出産直後、赤字を黒字に

ワイノット日本法人が好業績だったのは、法人相手のビジネスでは料金を固定でもらったからです。当時のネット広告の世界は、その広告を見てモノが売れたときに一定の分配率で広告主と売上金をシェアする方法が多いのですが、グリーティングカードの場合だと時期によって波があり過ぎます。クリスマスや新年のときはパーッと売上が伸びますが、それ以外のときはあまり需要がありません。相手は嫌がりましたけど、説き伏せて固定料金でもらうようにしたのです。

それが成功した2001年頃、株式市場に上場を考えましたが、ネットバブルがはじけ、上場に必要と言われた利益3億円に1.5億円ほど足りませんでした。別の会社を買収するか、新規事業で売上を立てるかと頭をひねりましたが、どちらも難しそうでした。

今の社長、三木谷とは同じIT業界ですから、当時いろんな場所で会っていました。早い段階からワイノットに興味を示してもらい、ほぼ同世代ですから話も合います。そこで「買ってください」とお願いし、2002年9月末に資産価値の査定が終わり、私が代表取締役のまま楽天に吸収されるのですが、そのとき私は臨月で翌月に娘を出産することになります。

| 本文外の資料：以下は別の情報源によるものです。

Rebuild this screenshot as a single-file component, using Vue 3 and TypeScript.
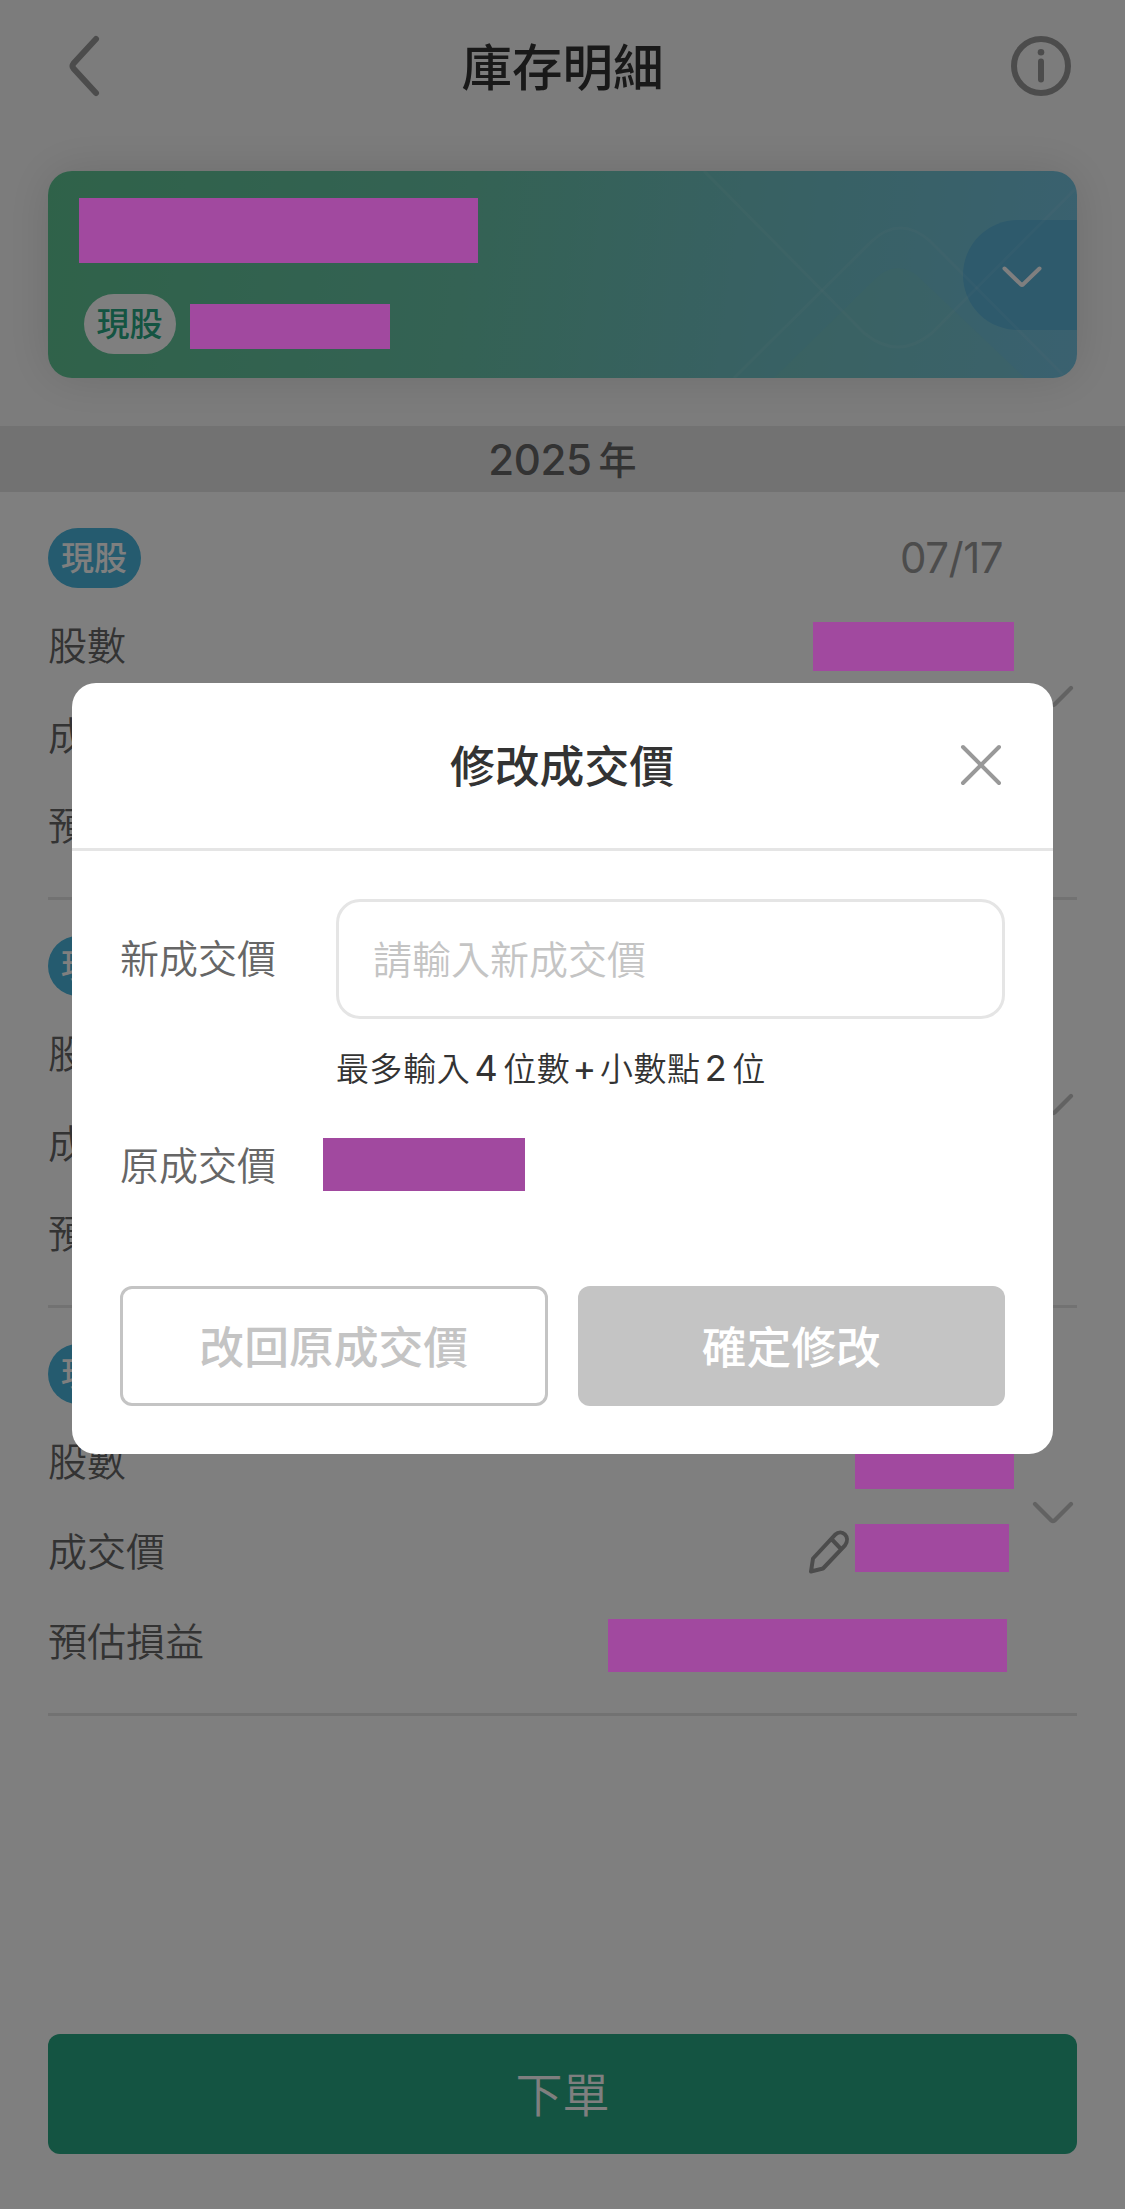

子どもを産んでも、私は代表取締役なので、3週間だけ仕事を離れましたが、社長業務として、その間も取締役会を主催し、出席していました。でもその月に売り上げにアカが出たんです。取締役会で三木谷から「赤字会社を買ったつもりはない。初めて黒字会社を買収したと自慢していたのにどうするんだ」と言われ、カチンときました。なので、「私が営業に行く」と仕事に復帰して翌月には挽回しました。